Marvel.com: If you had a super power, what would it and why?
Henry Rollins: I think flight would be really fun. Because in dreams I’ve done that sometimes. I’ve been able to just jump and land like 30 feet later. That would be pretty marvelous.
Marvel.com: Can you mention the films that are coming out and then you’re going to Europe and anything else you’d like to promote besides the film?

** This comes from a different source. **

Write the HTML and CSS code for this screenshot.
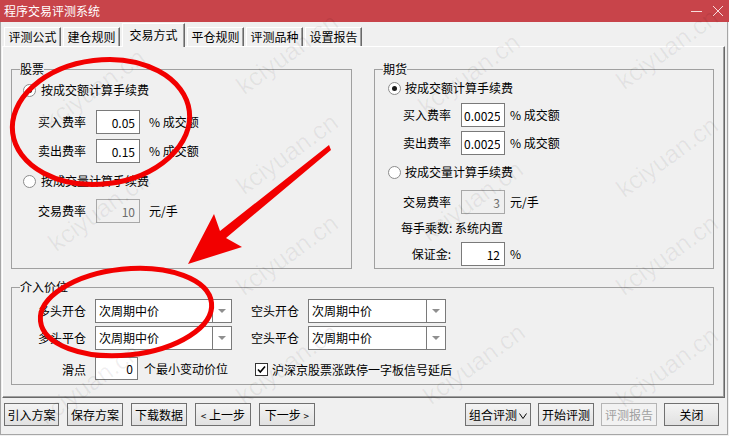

Henry Rollin: Okay well, I’ve got speaking dates from June in Johannesburg until the end of the year and then the tour resumes on December 27 right after Christmas in Canada. Three films to promote: “The Last Heist,” “He Never Died,” and “Gutterdammerung.” I’ve been to Europe twice this year. I have three or four more trips to go. I just got back from London the day before yesterday and I’ll be leaving again on Tuesday back to Germany to do more work. I’ve got my radio show once a week in America. My radio show once a month in England. My weekly “LA Weekly” article. My monthly “Rolling Stone Australia” article and I just finished four shows for the month of June for BBC Radio 6 subbing for Jarvis Cocker. And I’m writing two books and editing three. I’m doing all that in economy seats in the fetal position trying to get it all done and not puke from nervousness. So that’s what’s going to happen from now until Christmas if I don’t get hit by the proverbial streetcar.